Так. Теперь хотя бы понятно, откуда мешки под глазами у вечно соблюдающего режим врача. Мидория всю ночь изучал историю болезни седьмого номера и нашёл что-то, что, по его мнению, не сходится с действительностью.


– Притормози, – Шота взял рецепт и пробежался глазами, перечитывая лекарства. – Сдаётся мне, что недосып на тебя плохо влияет. Ты понимаешь, сколько нужно проделать процедур для этого?


– Я все прекрасно знаю, мы в силах это сделать.


– Сначала уточни, "мы" – это кто?


Юноша хлопал глазами, растерявшись. Вопрос застал его врасплох.


– Мы с вами, Айзава-сенсей.


– Исключено, – такой тон от вечно спокойного, рационального и недосыпающего доктора можно было услышать редко.


Изуку не понимал, откуда такая категоричность и безучастность. Ведь это он научил Мидорию ещё студентом, что призвание врача – в любом направлении – спасать людей. И если есть возможность, почему нет?


– Я не понимаю вас, – признался парень. – Возможно, это единственный способ помочь Катсуки. Мы должны попробовать.

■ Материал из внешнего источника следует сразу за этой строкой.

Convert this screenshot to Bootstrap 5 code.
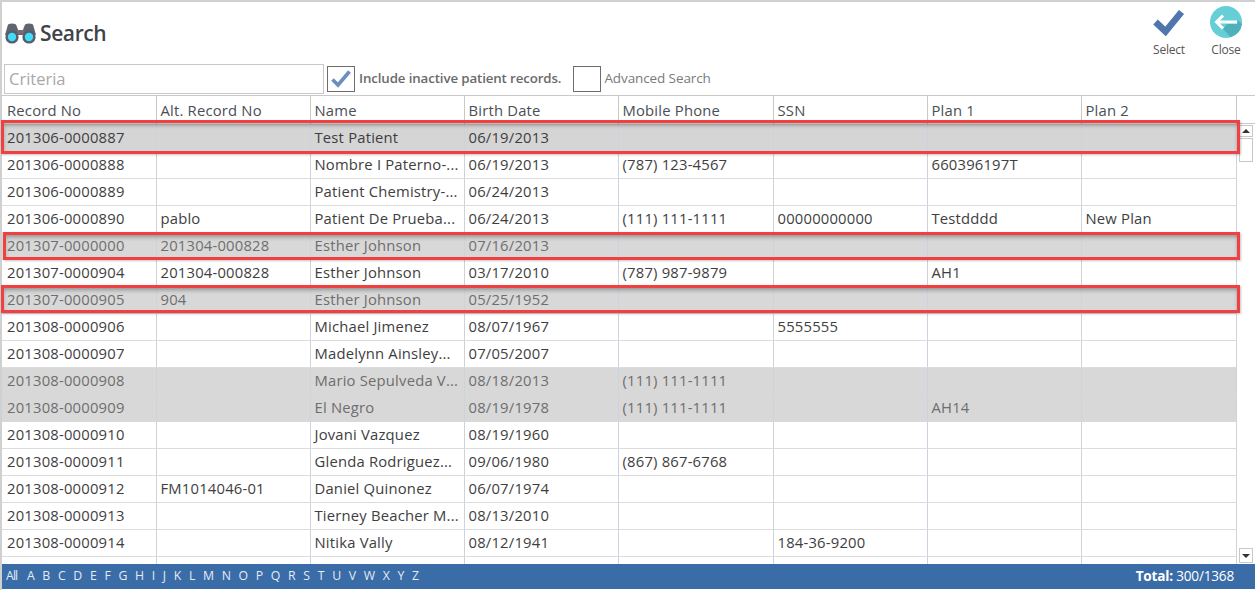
<!DOCTYPE html>
<html lang="en"><head><meta charset="utf-8"><title>Search</title>
<link href="https://cdn.jsdelivr.net/npm/bootstrap@5.3.0/dist/css/bootstrap.min.css" rel="stylesheet">
<style>
html,body{height:590px;overflow:hidden;background:#fff}
body{font-family:"Open Sans","Noto Sans",sans-serif;color:#3c3c3c;font-size:14px}
.shell{width:1255px;height:590px;border-top:2px solid #d0d0d0;border-left:2px solid #d0d0d0;position:relative;display:flex;flex-direction:column}
.topbar{height:60px;padding:0 5px 0 3px}
.ttl{font-size:21px;font-weight:600;color:#3f444a;letter-spacing:-.4px;margin-top:16px;gap:4px}
.tool{width:48px;font-size:12px;color:#555;margin-top:4px;letter-spacing:-.2px}
.tool svg{display:block}
.ic-sel{margin-top:3px;margin-bottom:5px}
.ic-cls{margin-bottom:3px}
.tool-gap{margin-right:9px}
.filterbar{height:33px;padding-left:2px;gap:3px}
.crit{width:320px;height:30px;border:1px solid #c8c8c8;border-radius:0;padding:0 4px;font-size:16.5px;color:#333;font-family:inherit}
.crit::placeholder{color:#a8a8a8;opacity:1}
.chk{width:28px;height:26px;border:1px solid #6d6d6d;background:#fff;flex:none}
.lbl1{font-size:13.3px;font-weight:600;color:#6a6a6a;letter-spacing:-.12px;margin:0 9px 0 1px}
.lbl2{font-size:13.5px;color:#7a7a7a;letter-spacing:-.1px}
.gridwrap{flex:1;min-height:0;border-top:1px solid #c8c8c8;overflow:hidden;display:flex}
.datagrid{table-layout:fixed;width:1234px;margin:0;border-collapse:collapse;--bs-table-bg:transparent}
.datagrid th,.datagrid td{height:27px;padding:0 4px;font-size:14.8px;font-weight:400;white-space:nowrap;overflow:hidden;color:#3e3e3e;border-bottom:1px solid #dcdcdc;border-right:1px solid #cbd3de;vertical-align:middle;letter-spacing:.2px;box-shadow:none}
.datagrid th:first-child,.datagrid td:first-child{padding-left:5px}
.datagrid th{border-right-color:#c8c8c8;border-bottom-color:#c8c8c8;color:#4a4f55;padding-top:0;height:28px}
.datagrid tr.off td{background:#d8d8d8;color:#6e6e6e;border-bottom-color:#d8d8d8}
.datagrid tr.hit td{background:#d5d5d5;color:#3e3e3e}
.sbar{width:19px;flex:none;display:flex;flex-direction:column;border-left:1px solid #fff}
.sbhead{height:28px;border-bottom:1px solid #c8c8c8}
.sbbtn{height:12px;margin:1px 3px 0 1px;border:1px solid #c8c8c8;display:flex;align-items:center;justify-content:center;background:#fff}
.sbthumb{height:24px;margin:1px 3px 0 1px;border:1px solid #c8c8c8}
.sbfill{flex:1}
.sbend{height:15px;margin-bottom:1px}
.tri-u{width:0;height:0;border:4px solid transparent;border-top:0;border-bottom:4px solid #333}
.tri-d{width:0;height:0;border:4px solid transparent;border-bottom:0;border-top:4px solid #333}
.redbox{position:absolute;border:3px solid #f04040;box-shadow:inset 0 3px 4px -1px rgba(60,60,60,.45),1px 1px 2px rgba(60,60,60,.3);pointer-events:none}
.rb-a{top:118px;height:34px;left:-1px;width:1239px}
.rb-b{top:230px;height:28px;left:1px;width:1237px}
.rb-c{top:283px;height:28px;left:-1px;width:1239px}
.footbar{height:25px;background:#3a6ca7;color:#fff;padding:0 21px 0 4px;flex:none;margin-bottom:1px}
.alpha{gap:7.65px;font-size:12.3px;color:#e3ebf4}
.alpha span:first-child{letter-spacing:-.9px;margin-right:2px}
.tot{font-size:13.6px;letter-spacing:-.2px}
</style></head>
<body>
<div class="shell">
  <div class="topbar d-flex justify-content-between">
    <div class="ttl d-flex align-items-center align-self-start">
      <svg width="31" height="21" viewBox="0 0 31 21"><path d="M3 1.5Q7-.5 11 1.5L13.5 8h4L20 1.5Q24-.5 28 1.5L31 12H0z" fill="#5f6470"/><rect x="12" y="7" width="7" height="4" fill="#7b6a74"/><circle cx="7" cy="14" r="6.6" fill="#575d6b"/><circle cx="24" cy="14" r="6.6" fill="#575d6b"/><circle cx="7" cy="14" r="4.2" fill="#3fdcfb"/><circle cx="24" cy="14" r="4.2" fill="#3fdcfb"/></svg>
      <span>Search</span>
    </div>
    <div class="d-flex">
      <div class="tool tool-gap d-flex flex-column align-items-center">
        <svg class="ic-sel" width="32" height="27" viewBox="0 0 32 27"><path d="M2.5 13L12.5 22.5L28.5 3" fill="none" stroke="#4f77ad" stroke-width="6.6"/></svg>
        <span>Select</span>
      </div>
      <div class="tool d-flex flex-column align-items-center">
        <svg class="ic-cls" width="32" height="32" viewBox="0 0 32 32"><circle cx="16" cy="16" r="16" fill="#66cfd6"/><path d="M13 23l7.5 8A16 16 0 0 0 32 18l-4.500-4v4H17z" fill="#4fb0bd"/><path d="M13 9.500L6.500 16L13 22.500M7 16H27" fill="none" stroke="#fff" stroke-width="3"/></svg>
        <span>Close</span>
      </div>
    </div>
  </div>
  <div class="filterbar d-flex align-items-center">
    <input class="crit form-control" placeholder="Criteria">
    <div class="chk d-flex align-items-center justify-content-center"><svg width="20" height="18" viewBox="0 0 20 18"><path d="M1.500 9.500L7 15L18.500 1.500" fill="none" stroke="#6d8fc0" stroke-width="3.600"/></svg></div>
    <span class="lbl1">Include inactive patient records.</span>
    <div class="chk"></div>
    <span class="lbl2">Advanced Search</span>
  </div>
  <div class="gridwrap">
    <table class="table datagrid">
      <colgroup><col style="width:154px"><col style="width:154px"><col style="width:154px"><col style="width:154px"><col style="width:155px"><col style="width:154px"><col style="width:154px"><col style="width:155px"></colgroup>
      <thead><tr><th>Record No</th><th>Alt. Record No</th><th>Name</th><th>Birth Date</th><th>Mobile Phone</th><th>SSN</th><th>Plan 1</th><th>Plan 2</th></tr></thead>
      <tbody>
        <tr class="hit"><td>201306-0000887</td><td></td><td>Test Patient</td><td>06/19/2013</td><td></td><td></td><td></td><td></td></tr>
        <tr><td>201306-0000888</td><td></td><td>Nombre I Paterno-...</td><td>06/19/2013</td><td>(787) 123-4567</td><td></td><td>660396197T</td><td></td></tr>
        <tr><td>201306-0000889</td><td></td><td>Patient Chemistry-...</td><td>06/24/2013</td><td></td><td></td><td></td><td></td></tr>
        <tr><td>201306-0000890</td><td>pablo</td><td>Patient De Prueba...</td><td>06/24/2013</td><td>(111) 111-1111</td><td>00000000000</td><td>Testdddd</td><td>New Plan</td></tr>
        <tr class="off"><td>201307-0000000</td><td>201304-000828</td><td>Esther Johnson</td><td>07/16/2013</td><td></td><td></td><td></td><td></td></tr>
        <tr><td>201307-0000904</td><td>201304-000828</td><td>Esther Johnson</td><td>03/17/2010</td><td>(787) 987-9879</td><td></td><td>AH1</td><td></td></tr>
        <tr class="off"><td>201307-0000905</td><td>904</td><td>Esther Johnson</td><td>05/25/1952</td><td></td><td></td><td></td><td></td></tr>
        <tr><td>201308-0000906</td><td></td><td>Michael Jimenez</td><td>08/07/1967</td><td></td><td>5555555</td><td></td><td></td></tr>
        <tr><td>201308-0000907</td><td></td><td>Madelynn Ainsley...</td><td>07/05/2007</td><td></td><td></td><td></td><td></td></tr>
        <tr class="off"><td>201308-0000908</td><td></td><td>Mario Sepulveda V...</td><td>08/18/2013</td><td>(111) 111-1111</td><td></td><td></td><td></td></tr>
        <tr class="off"><td>201308-0000909</td><td></td><td>El Negro</td><td>08/19/1978</td><td>(111) 111-1111</td><td></td><td>AH14</td><td></td></tr>
        <tr><td>201308-0000910</td><td></td><td>Jovani Vazquez</td><td>08/19/1960</td><td></td><td></td><td></td><td></td></tr>
        <tr><td>201308-0000911</td><td></td><td>Glenda Rodriguez...</td><td>09/06/1980</td><td>(867) 867-6768</td><td></td><td></td><td></td></tr>
        <tr><td>201308-0000912</td><td>FM1014046-01</td><td>Daniel Quinonez</td><td>06/07/1974</td><td></td><td></td><td></td><td></td></tr>
        <tr><td>201308-0000913</td><td></td><td>Tierney Beacher M...</td><td>08/13/2010</td><td></td><td></td><td></td><td></td></tr>
        <tr><td>201308-0000914</td><td></td><td>Nitika Vally</td><td>08/12/1941</td><td></td><td>184-36-9200</td><td></td><td></td></tr>
        <tr><td></td><td></td><td></td><td></td><td></td><td></td><td></td><td></td></tr>
      </tbody>
    </table>
    <div class="sbar">
      <div class="sbhead"></div>
      <div class="sbbtn"><span class="tri-u"></span></div>
      <div class="sbthumb"></div>
      <div class="sbfill"></div>
      <div class="sbbtn sbend"><span class="tri-d"></span></div>
    </div>
  </div>
  <div class="footbar d-flex justify-content-between align-items-center">
    <div class="alpha d-flex"><span>All</span><span>A</span><span>B</span><span>C</span><span>D</span><span>E</span><span>F</span><span>G</span><span>H</span><span>I</span><span>J</span><span>K</span><span>L</span><span>M</span><span>N</span><span>O</span><span>P</span><span>Q</span><span>R</span><span>S</span><span>T</span><span>U</span><span>V</span><span>W</span><span>X</span><span>Y</span><span>Z</span></div>
    <div class="tot"><b>Total:</b> 300/1368</div>
  </div>
  <div class="redbox rb-a"></div>
  <div class="redbox rb-b"></div>
  <div class="redbox rb-c"></div>
</div>
</body></html>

– Когда этого "возможно" не будет, тогда и поговорим, – Айзава совсем не хотел выслушивать ни про седьмого, ни про кого-либо ещё.

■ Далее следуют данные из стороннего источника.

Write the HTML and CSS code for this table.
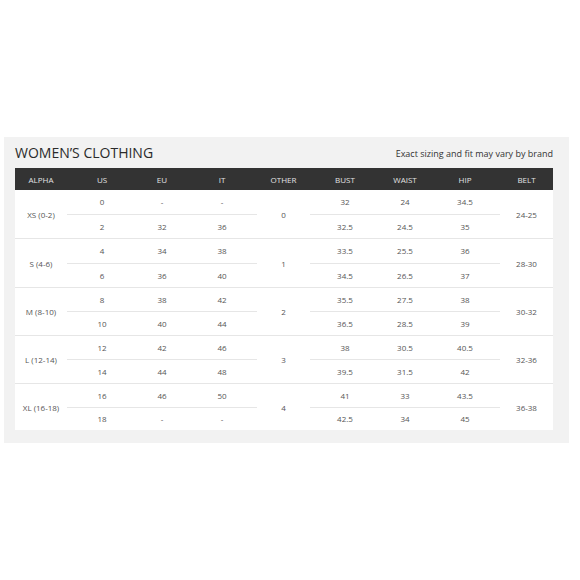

Всё, что для него имело значение в данную минуту, – это злосчастный документ о выписке женщины с суицидальными наклонностями и до жути неудобный диван, который при полном отсутствии должного сна казался царским ложем. Но видеть расстроенного Изуку было выше его сил. Этот задорный парниша дарит всему отделению позитивный настрой, что очень важно для врача.


– Приведи мне неоспоримые факты, на основе которых будет составлен новый рецепт, – в еловых глазах заиграл огонёк надежды, что после разжёг пламя решимости. – А сейчас, будь добр, покинь мой кабинет и готовься к рабочему дню.


Мидория опрокинул своё обычное "спасибо, Айзава-сенсей" и удалился, совсем забыв про листок, который вновь перечитывал главврач, после чего поднялся и подошёл к окну, встречая очередное теплое утро.


– Из всех пропастей ты выбрал Марианскую впадину.